TRINIDAD, Calif., -- Accolades poured in Saturday for Don Van Vliet, the avant-garde rocker known as Captain Beefheart, after his death in Northern California at the age of 69.
Van Vliet died Friday of complications from multiple sclerosis while living and working as a successful painter in the small town of Trinidad, said Gordon VeneKlasen, a partner in the New York gallery where Van Vliet often showed his paintings.
There was no immediate word on memorial services.
Van Vliet was never forgotten by music critics and rock historians. His eccentric album with the Magic Band called "Trout Mask Replica" is considered a classic.
The New York Times said Saturday Captain Beefheart, whose music career stretched from 1966 to 1982, put together a unique body of work that had a strong influence on the punk and new wave generations.

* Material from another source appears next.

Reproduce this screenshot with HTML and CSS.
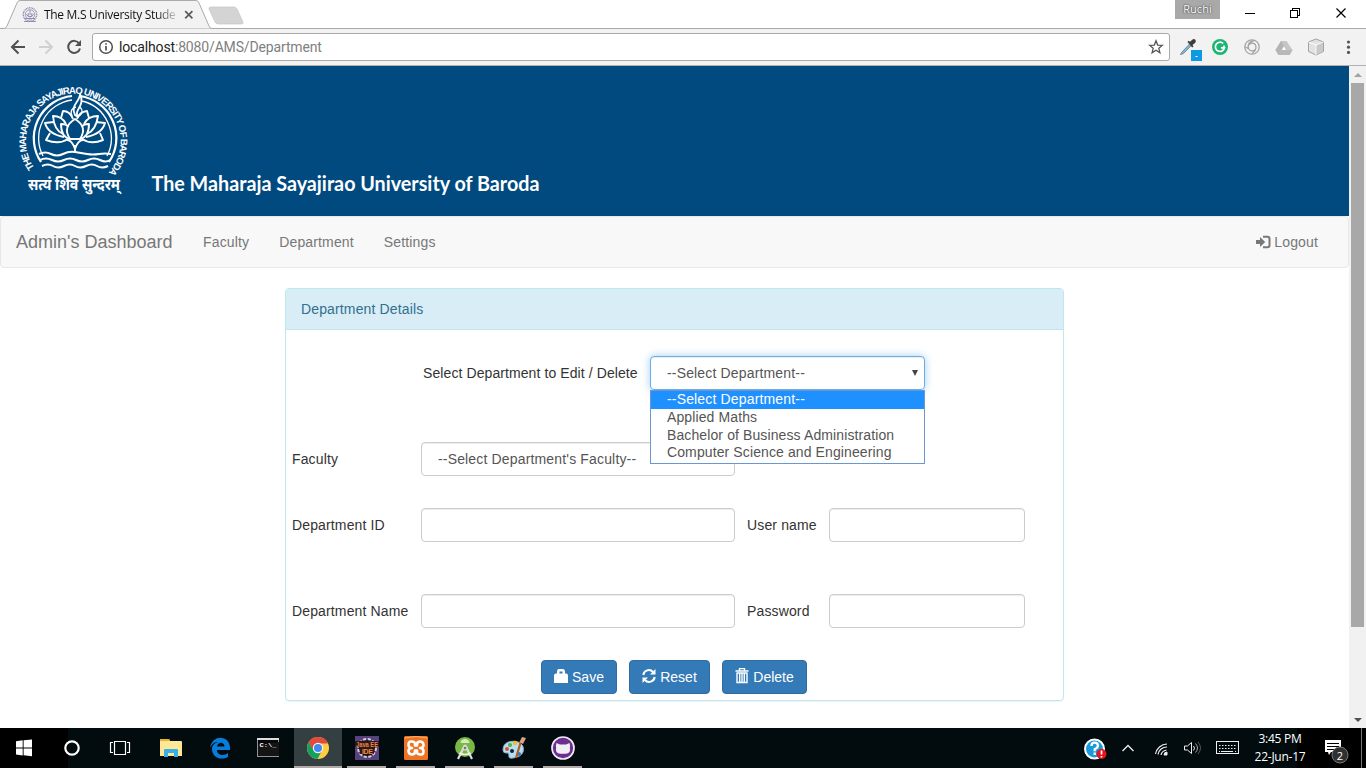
FILE: index.html
```html
<!DOCTYPE html>
<html lang="en">
<head>
<meta charset="utf-8">
<title>The M.S University Student</title>
<link rel="stylesheet" href="styles.css">
</head>
<body>
<div class="screen">
  <header class="tabstrip">
    <svg class="tab-shape" width="250" height="29" viewBox="0 0 250 29">
      <path d="M0 28.5H4Q6 28 7 26L17 3Q18 .5 20 .5H196Q198 .5 199 3L209 26Q210 28.5 212 28.5H250V29H0Z" fill="#f2f2f2" stroke="#aaa"/>
      <path d="M211 7H234Q236 7 237 9L243 22Q243.500 24 241 24H219Q216 24 215 22L209 9Q208.500 7 211 7Z" fill="#d4d4d4" stroke="#c4c4c4" stroke-width=".7"/>
    </svg>
    <div class="tab-content">
      <svg class="favicon" width="16" height="16" viewBox="0 0 16 16" fill="none" stroke="#8988ad">
        <circle cx="8" cy="7.500" r="6.700" stroke-dasharray="1 .6" stroke-width="1.400"/><circle cx="8" cy="7.500" r="4.700" stroke-width=".8"/><path d="M4.500 7q1 3 3.500 3t3.500-3M6 6q0 3 2 4 2-1 2-4M8 3v5M3 11.500h10M2 14.500h12" stroke-width=".9"/>
      </svg>
      <span class="tab-title">The M.S University Stude</span>
      <svg class="tab-close" width="10" height="10" viewBox="0 0 10 10"><path d="M1.200 1.200l7.200 7.200M8.400 1.200L1.200 8.400" stroke="#5a5a5a" stroke-width="1.700"/></svg>
    </div>
    <div class="window-controls">
      <span class="profile">Ruchi</span>
      <svg width="146" height="28" viewBox="0 0 146 28" fill="none" stroke="#000" shape-rendering="crispEdges">
        <path d="M25 13.500h10M70.500 10.500h7v7h-7zM72.500 10V8.500h7v7H78"/>
        <path d="M116.500 8.500l9 9M125.500 8.500l-9 9" shape-rendering="auto" stroke-width="1.200"/>
      </svg>
    </div>
  </header>

  <div class="toolbar">
    <svg class="nav-icons" width="92" height="36" viewBox="0 0 92 36" fill="none" stroke="#505050" stroke-width="2">
      <path d="M25 18H12.500M18.500 11.500L12 18l6.500 6.500"/>
      <path d="M39 18h12.500M45.500 11.500L52 18l-6.500 6.500" stroke="#d0d0d0"/>
      <path d="M79.200 14.500A6 6 0 1 0 80 19.500"/><path d="M81 11v6h-6z" fill="#505050" stroke="none"/>
    </svg>
    <div class="omnibox">
      <svg width="16" height="16" viewBox="0 0 16 16" fill="none" stroke="#505050" stroke-width="1.500"><circle cx="8" cy="8" r="6.300"/><path d="M8 7v4.500M8 4.200v1.600" stroke-width="1.700"/></svg>
      <span class="url">localhost<span class="path">:8080/AMS/Department</span></span>
      <svg width="16" height="16" viewBox="0 0 16 16" fill="none" stroke="#555" stroke-width="1.300"><path d="M8 1.800l1.700 4.300 4.600.3-3.500 2.900 1.100 4.500L8 11.300l-3.900 2.500 1.100-4.500-3.500-2.900 4.600-.3z"/></svg>
    </div>
    <svg class="extensions" width="196" height="36" viewBox="0 0 196 36">
      <g><path d="M11.500 23.500l8.500-9 1.700 1.700-8.500 8.500-2.700.8z" fill="#71bbe0" stroke="#777" stroke-width=".8"/><path d="M17.500 13l1-1.200 1.500 1 2.500-2.300q2-1 3 .5t-.5 3L22.500 16l1 1.500-1.300 1z" fill="#3d3d40"/><rect x="21" y="21" width="11" height="11" fill="#0c9ae2"/><path d="M25.500 27.500h2" stroke="#fff"/></g>
      <circle cx="50" cy="18" r="8" fill="#1cb574"/><path d="M53.200 14.500A4.600 4.600 0 1 0 54.500 18.800H51M54 16.500v3" fill="none" stroke="#fff" stroke-width="1.700"/>
      <g fill="none" stroke="#a5a5a5" stroke-width="1.300"><circle cx="82" cy="18" r="7.200"/><path d="M84.800 20.800A3.900 3.900 0 1 1 86 17.500q0 4.500-4 7M79 20q-1.500-1-4-2M78 18q0-5 6-6.500"/></g>
      <path d="M111 12h5.500l6 9-3 5h-11l-3-5z" fill="#c6c6c6"/><path d="M111 12l2.800 4.500-5.300 9.500-3-5z" fill="#b4b4b4"/><path d="M112 21l1.800-3.500 2.200 3.500z" fill="#fff"/><path d="M112 21h10.500l-3 5h-11z" fill="#b8b8b8"/>
      <path d="M146 10l7.500 3v9.500L146 26l-7.500-3.500V13z" fill="#e2e2e2" stroke="#a2a2a2"/><path d="M138.500 13l7.500 3 7.500-3M146 16v10" fill="none" stroke="#fff"/><path d="M146.500 16.500l6.500-3v9l-6.500 3z" fill="#c9c9c9"/>
      <g fill="#555"><circle cx="178.500" cy="13" r="1.600"/><circle cx="178.500" cy="18.200" r="1.600"/><circle cx="178.500" cy="23.400" r="1.600"/></g>
    </svg>
  </div>

  <div class="viewport">
    <main class="page">
      <div class="banner">
        <svg width="600" height="150" viewBox="0 0 600 150">
          <defs><path id="ring" d="M34.500 102A47.300 47.300 0 1 1 105 110"/></defs>
          <text class="ring-text"><textPath href="#ring" textLength="212" lengthAdjust="spacing">THE MAHARAJA SAYAJIRAO UNIVERSITY OF BARODA</textPath></text>
          <g fill="none" stroke="#fff" stroke-linejoin="round">
            <path d="M41 96A42.500 42.500 0 0 1 72 30M80 30A42.500 42.500 0 0 1 109 96" stroke-width="2.200"/>
            <path d="M43 90A38.500 38.500 0 0 1 72 34M82 35A38.500 38.500 0 0 1 107 90" stroke-width="1.300"/>
            <path d="M80 28C80 36 70 39 75 49L78 51C73 44 86 40 80 28Z" stroke-width="1.800"/>
            <path d="M72 50Q69 43 76 41M78 51Q85 46 80 41" stroke-width="1.400"/>
            <g stroke-width="1.900">
              <path d="M75 53Q62 61 70 73H80Q88 61 75 53Z"/>
              <path d="M70 73Q61 71 61 58Q67 58 68 61M80 73Q89 71 89 58Q83 58 82 61"/>
              <path d="M63 68Q54 64 53 50Q62 50 66 58M87 68Q96 64 98 50Q88 50 84 58"/>
              <path d="M61 52L63 45Q70 45 73 53M77 53Q79 46 87 45L89 52"/>
              <path d="M54 56L45 57Q48 68 64 71M96 56L105 57Q102 68 86 71"/>
              <path d="M50 67L46 74Q59 79 68 73M100 67L103 74Q91 79 82 73"/>
              <path d="M67 74Q72 74 75 83Q78 74 83 74M75 79V86"/>
            </g>
            <g stroke-width="2">
              <path d="M39 88q6-3 12 0t12 0 12-2 12 2 12 0 12 0"/>
              <path d="M40 94q6-3 12 0t12 0 12 0 12 0 12 0 10 0"/>
              <path d="M42 100q6-3 11 0t11 0 11 0 11 0 11 0 11 0"/>
            </g>
          </g>
          <text class="motto" x="28" y="124" textLength="92" lengthAdjust="spacingAndGlyphs">सत्यं शिवं सुन्दरम्</text>
          <text class="uni-name" x="151.500" y="125" textLength="388" lengthAdjust="spacingAndGlyphs">The Maharaja Sayajirao University of Baroda</text>
        </svg>
      </div>

      <nav class="navbar">
        <span class="brand">Admin's Dashboard</span>
        <span class="nav-link">Faculty</span>
        <span class="nav-link">Department</span>
        <span class="nav-link">Settings</span>
        <span class="logout"><svg width="15" height="14" viewBox="0 0 15 14"><path d="M0 5h4V2L9.200 7 4 12V9H0z" fill="#777"/><path d="M7 1.800h4.500q2 0 2 2v6.400q0 2-2 2H7" fill="none" stroke="#777" stroke-width="2"/></svg>Logout</span>
      </nav>

      <section class="panel">
        <h1 class="panel-heading">Department Details</h1>
        <form class="panel-body">
          <div class="picker">
            <label>Select Department to Edit / Delete</label>
            <div class="control select focused">--Select Department--<span class="arrow"></span>
              <ul class="options">
                <li class="selected">--Select Department--</li>
                <li>Applied Maths</li>
                <li>Bachelor of Business Administration</li>
                <li>Computer Science and Engineering</li>
              </ul>
            </div>
          </div>
          <div class="row faculty-row">
            <label>Faculty</label><div class="control select">--Select Department's Faculty--</div>
          </div>
          <div class="row id-row">
            <label>Department ID</label><div class="control"></div>
            <label class="second">User name</label><div class="control"></div>
          </div>
          <div class="row">
            <label>Department Name</label><div class="control"></div>
            <label class="second">Password</label><div class="control"></div>
          </div>
          <div class="buttons">
            <div class="btn save"><svg width="14" height="14" viewBox="0 0 14 14"><path d="M0 14V6.500Q0 4.500 2 4.500H3V3Q3 0 5 0h3.500Q11 0 11 3v1.500h1Q14 4.500 14 6.500V14zM5.500 4.500h3V2.500h-3z" fill="#fff"/></svg>Save</div>
            <div class="btn reset"><svg width="14" height="14" viewBox="0 0 14 14"><path d="M1.300 6A5.600 5.600 0 0 1 11 3M12.700 8A5.600 5.600 0 0 1 3 11" fill="none" stroke="#fff" stroke-width="2"/><path d="M13.500 0v5.500H8zM.5 14V8.500H6z" fill="#fff"/></svg>Reset</div>
            <div class="btn delete"><svg width="14" height="16" viewBox="0 0 14 16" fill="none" stroke="#fff"><path d="M4.500 2.500v-2h5v2M.5 3h13" stroke-width="1.400"/><path d="M2 5v9.500h10V5M4.700 5v9M7 5v9M9.300 5v9M1.500 5h11" stroke-width="1.400"/></svg>Delete</div>
          </div>
        </form>
      </section>
    </main>
    <div class="scrollbar"><span class="up"></span><span class="thumb"></span><span class="down"></span></div>
  </div>

  <footer class="taskbar">
    <div class="apps">
      <svg width="294" height="40" viewBox="0 0 294 40">
        <path d="M0 0h68v40H0z" fill="#000"/>
        <path d="M16 13.300l6.700-1v7.200H16zM23.600 12.200L32 11.500v8h-8.400zM16 20.400h6.700v7l-6.700-.9zM23.600 20.400H32v7.800l-8.400-1z" fill="#fff"/>
        <circle cx="72" cy="20" r="6.700" fill="none" stroke="#fff" stroke-width="2.200"/>
        <path d="M114.500 13.500h11v13h-11zM113 14.500h-2.500v10H113M127 14.500h2.500v10H127" fill="none" stroke="#fff" stroke-width="1.200"/>
        <path d="M160 28V12q0-1 1-1h8l1 2h11q1 0 1 1v14z" fill="#ffe795"/><path d="M160 13V12q0-1 1-1h8l1 2z" fill="#e8b531"/><path d="M164 29v-7q0-1 1-1h12q1 0 1 1v7h-4v-4h-6v4z" fill="#36b0e6"/>
        <path d="M210 20C212 6 230 7 230 20v2h-13c0 6 8 6 11 3v4c-8 4-16 0-16-8 0-4 3-6 6-7-4 0-6 2-8 6zm7-1.500h7.500C224 13.500 218 13.500 217 18.500z" fill="#087cd9"/>
        <rect x="257.500" y="10.500" width="21" height="18" fill="#080808" stroke="#939393"/><path d="M257 11h22" stroke="#ddd" stroke-width="2"/><path d="M258 28V17l21-3v14z" fill="#151515"/><text class="console" x="259.500" y="19" textLength="17" lengthAdjust="spacingAndGlyphs">C:\_</text>
      </svg>
      <div class="app active"><svg width="24" height="24" viewBox="0 0 24 24"><circle cx="12" cy="12" r="11" fill="#ffcd42"/><path d="M2.500 6.500A11 11 0 0 1 22 7.500H12L7.500 15z" fill="#e04a3f"/><path d="M2.500 6.500A11 11 0 0 0 11.500 23L16 14.500 8 15z" fill="#14a160"/><circle cx="12" cy="12" r="5.200" fill="#f5f5f5"/><circle cx="12" cy="12" r="4" fill="#4688f1"/></svg></div>
      <div class="app"><svg width="24" height="24" viewBox="0 0 24 24"><rect width="24" height="24" fill="#59417e"/><circle cx="12" cy="12" r="8.500" fill="#191116" stroke="#d2cfd3" stroke-width="3" stroke-dasharray="3 1.500"/><circle cx="12" cy="12" r="8" fill="#191116"/><path d="M0 5h24v6H0zM5 11h14v7H5z" fill="#2c1820"/><text class="ide" x="1" y="11" textLength="22" lengthAdjust="spacingAndGlyphs">Java EE</text><text class="ide" x="7" y="17.500" textLength="11">IDE</text></svg></div>
      <div class="app"><svg width="24" height="24" viewBox="0 0 24 24"><rect width="24" height="24" rx="1.500" fill="#ee7423"/><path d="M.5 2Q12-1 23.500 2" fill="none" stroke="#ffb16e"/><path d="M8 12Q4.500 12 4.500 8.500T8 5.500 11 8.500v1h2v-1q0-3 3-3t3.500 3T16 12q3.500 0 3.500 3.500t-3.500 3-3-3v-1h-2v1q0 3-3 3t-3.500-3T8 12z" fill="none" stroke="#fff" stroke-width="2.600" stroke-linejoin="round"/></svg></div>
      <div class="app"><svg width="24" height="24" viewBox="0 0 24 24"><circle cx="12" cy="11" r="10" fill="#79b843"/><path d="M7.500 7a4.500 4 0 0 1 9 0z" fill="#d3eaba"/><path d="M12 9L5 23M12 9l7 14" stroke="#ddd" stroke-width="2.200"/><path d="M6.500 17q5.500 3 11 0" stroke="#f3f3f3" stroke-width="1.700" fill="none"/><circle cx="12" cy="12" r="2" fill="#777" stroke="#eee"/></svg></div>
      <div class="app"><svg width="24" height="24" viewBox="0 0 24 24"><path d="M1 14C1 6 9 4 16 6q7 3 5 10-2 5-10 6-5 1-4-3 0-3-3-2-3 0-3-3z" fill="#b7dff4" stroke="#82b2cf"/><circle cx="5" cy="13" r="2" fill="#dc4d37"/><circle cx="8" cy="9" r="2" fill="#58af43"/><circle cx="13" cy="7" r="2.300" fill="#f2ba37"/><circle cx="10" cy="15" r="2" fill="#14232e"/><circle cx="17" cy="18" r="2" fill="#347acc"/><path d="M14 22L19 5" stroke="#b75d21" stroke-width="2.200"/><path d="M17.500 6L20 1l4 1-3 6z" fill="#d8a681"/></svg></div>
      <div class="app"><svg width="24" height="24" viewBox="0 0 24 24"><circle cx="12" cy="12" r="11" fill="#6d2e92" stroke="#f0eaf3" stroke-width="1.700"/><path d="M5.500 7l3.500 1.500h6L18.500 7q1 3 .3 4.500 1.500 6-4.300 6.300h-5Q3.700 17.500 5.200 11.500 4.500 10 5.500 7z" fill="#f2eff4"/></svg></div>
    </div>
    <div class="tray">
      <svg width="164" height="40" viewBox="0 0 164 40" fill="none" stroke="#eee">
        <circle cx="12.500" cy="21" r="9.500" fill="#199bda" stroke="#fff" stroke-width="2"/><path d="M9.500 18q0-3.300 3.200-3.300t3.200 3q0 2-3.200 3.500v2M12.700 24.500V27" stroke="#fff" stroke-width="2.300"/><circle cx="19.500" cy="26" r="5" fill="#e9131c" stroke="none"/><path d="M19.500 22.500v4M19.500 28v1.500" stroke="#fff" stroke-width="1.700"/>
        <path d="M40.500 23l5.500-5.500 5.500 5.500" stroke-width="1.300"/>
        <path d="M73.500 26A12 12 0 0 1 85 16M76 26.500a9 9 0 0 1 9-7.500M79 27q.7-4 5.500-5" stroke-width="1.200"/><path d="M82 27q0-3 3-3v3z" fill="#eee"/>
        <path d="M102.500 18h3l4-3.500v11l-4-3.500h-3z"/><path d="M111.500 18q2 2 0 4.500"/><path d="M113.500 15.500q4 4.500 0 9" stroke="#aaa"/><path d="M116 14q5 6 0 12" stroke="#555"/>
        <rect x="134.500" y="13.500" width="22" height="12"/><path d="M137 17.500h17M137 20.500h17" stroke-dasharray="1.500 1.500"/><path d="M139 23.500h12M137 23.500h1M153 23.500h1"/>
      </svg>
      <div class="clock"><span class="time">3:45 PM</span><span class="date">22-Jun-17</span></div>
      <svg class="notify" width="69" height="40" viewBox="0 0 69 40"><path d="M0 0h69v40H0z" fill="#000"/><path d="M28 12h16v12H34l-2 3-1-3h-3z" fill="#fff"/><path d="M30 15.500h12M30 18.500h12M30 21.500h7" stroke="#000"/><circle cx="43" cy="27" r="8" fill="#303030" stroke="#777"/><text class="badge" x="39.700" y="31.500">2</text><path d="M64.500 0v40" stroke="#777"/></svg>
    </div>
  </footer>
</div>
</body>
</html>
```
FILE: styles.css
```css
* { box-sizing: border-box; }
body { margin: 0; font: 14px/20px "Liberation Sans", Arial, sans-serif; color: #333; }
svg { display: block; flex: none; }
.screen { width: 1366px; height: 768px; display: flex; flex-direction: column; overflow: hidden; background: #fff; }

.tabstrip { height: 29px; flex: none; display: flex; justify-content: space-between; position: relative; border-bottom: 1px solid #aaa; }
.tab-shape { position: absolute; left: 0; top: 0; }
.tab-content { position: relative; display: flex; align-items: center; padding: 2px 0 0 22px; width: 210px; }
.tab-title { margin-left: 6px; width: 134px; font: 12px/18px "Open Sans", sans-serif; letter-spacing: -.3px; white-space: nowrap; overflow: hidden; background: linear-gradient(90deg, #111 112px, #ccc 132px); -webkit-background-clip: text; background-clip: text; color: transparent; }
.tab-close { margin-left: 6px; }
.window-controls { display: flex; align-items: flex-start; }
.profile { width: 45px; height: 19px; background: #a9a9a9; color: #fff; text-align: center; font: 11px/18px "Open Sans", sans-serif; text-shadow: 0 0 2px #333, 0 0 1px #555; }

.toolbar { height: 37px; flex: none; display: flex; align-items: flex-start; background: #f2f2f2; border-bottom: 1px solid #b2b0b2; }
.omnibox { width: 1078px; height: 28px; margin-top: 4px; padding: 0 5px; border: 1px solid #a9a9a9; border-radius: 3px; background: #fff; display: flex; align-items: center; }
.url { flex: 1; margin-left: 5px; font: 14px/20px Roboto, sans-serif; letter-spacing: -.15px; color: #222; }
.path { color: #808080; }

.viewport { height: 662px; flex: none; display: flex; }
.page { width: 1349px; background: #fff; }
.banner { height: 150px; background: #004a80; }
.ring-text { font: bold 9.600px "Liberation Sans Narrow", "Liberation Sans", sans-serif; fill: #fff; }
.motto { font: bold 16px "Noto Sans Devanagari", "Lohit Devanagari", "Noto Sans", sans-serif; fill: #fff; }
.uni-name { font: bold 20.500px Lato, sans-serif; fill: #fff; }

.navbar { height: 52px; display: flex; align-items: center; padding: 0 30px 0 15px; background: #f8f8f8; border: 1px solid #e7e7e7; border-radius: 4px; color: #777; }
.brand { font-size: 18px; margin-right: 15.500px; }
.nav-link { padding: 0 15px; letter-spacing: .15px; }
.logout { margin-left: auto; display: flex; align-items: center; gap: 3px; letter-spacing: .15px; }

.panel { width: 779px; height: 413px; margin: 20px 0 0 285px; border: 1px solid #bce8f1; border-radius: 4px; box-shadow: 0 1px 1px rgba(0, 0, 0, .05); letter-spacing: .14px; }
.panel-heading { margin: 0; height: 41px; padding: 10px 15px; font-size: 14px; line-height: 20px; font-weight: normal; color: #31708f; background: #d9edf7; border-bottom: 1px solid #bce8f1; border-radius: 3px 3px 0 0; }
.panel-body { padding: 26px 6px 0; }
.control { position: relative; height: 34px; border: 1px solid #ccc; border-radius: 4px; background: #fff; color: #555; line-height: 32px; box-shadow: inset 0 1px 1px rgba(0, 0, 0, .075); }
.select { padding-left: 16px; letter-spacing: .16px; }
.focused { width: 275px; border-color: #66afe9; box-shadow: inset 0 1px 1px rgba(0, 0, 0, .075), 0 0 8px rgba(102, 175, 233, .6); }
.arrow { position: absolute; right: 6px; top: 13px; border: solid transparent; border-width: 6px 3.500px 0; border-top-color: #444; }
.options { position: absolute; z-index: 2; left: -1px; top: 33px; width: 275px; height: 74px; margin: 0; padding: 0; list-style: none; background: #fff; border: 1px solid #6c96d2; line-height: 17.700px; letter-spacing: .11px; }
.options li { padding-left: 16px; height: 17.700px; }
.options .selected { height: 18px; background: #1e90ff; color: #fff; letter-spacing: .16px; }
.picker { display: grid; grid-template-columns: 227px 275px; align-items: center; padding-left: 131px; letter-spacing: .09px; }
.row { display: grid; grid-template-columns: 129px 314px 94px 196px; align-items: center; }
.second { padding-left: 12px; }
.faculty-row { margin-top: 52px; }
.id-row { margin: 32px 0 52px; }
.buttons { display: flex; gap: 12px; margin: 32px 0 0 249px; letter-spacing: 0; }
.btn { height: 34px; display: flex; align-items: center; justify-content: center; gap: 4px; background: #337ab7; border: 1px solid #2e6da4; border-radius: 4px; color: #fff; }
.btn svg { margin-top: -2px; }
.save { width: 76px; }
.reset { width: 81px; }
.delete { width: 85px; }

.scrollbar { width: 17px; background: #f1f1f1; padding: 7px 2px 6px; display: flex; flex-direction: column; align-items: center; }
.up { border: solid transparent; border-width: 0 4px 4px; border-bottom-color: #a3a3a3; }
.thumb { width: 13px; height: 544px; margin-top: 6px; background: #a8a8a8; }
.down { margin-top: auto; border: solid transparent; border-width: 4px 4px 0; border-top-color: #505050; }

.taskbar { height: 40px; flex: none; display: flex; justify-content: space-between; background: #020b0e; color: #fff; }
.apps { display: flex; }
.app { width: 39px; height: 40px; margin-left: 10px; padding-top: 8px; display: flex; justify-content: center; align-items: flex-start; border-bottom: 2px solid #b1aaa6; }
.app.active { width: 48px; margin-left: 0; background: #343f42; }
.app.active + .app { margin-left: 5px; }
.console { font: bold 6px "Liberation Mono", monospace; fill: #fff; }
.ide { font: bold 7px "Liberation Sans", sans-serif; fill: #ee873a; }
.tray { display: flex; }
.clock { position: relative; z-index: 1; width: 65px; margin-right: -16px; padding: 2px 1px 0 0; display: flex; flex-direction: column; align-items: center; font: 12px/18px "Open Sans", sans-serif; letter-spacing: -.25px; white-space: nowrap; }
.tray > svg:first-child { margin-right: 2px; }
.badge { font: 11px "Open Sans", sans-serif; fill: #fff; }
```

Van Vliet had little in the way of formal musical training, but he fell in with fellow Southern Californian Frank Zappa in the 1960s, adopted the name Captain Beefheart and with the Magic Band. The Times said his singing style resembled blues great Howlin' Wolf: "a deep, rough-riding moan turned up into swooped falsettos at the end of lines, pinched and bellowing and sounding as if it caused pain."
Van Vliet quit the music business in 1982 after releasing "Ice Cream Crow" and devoted his time to his painting while living a reclusive lifestyle.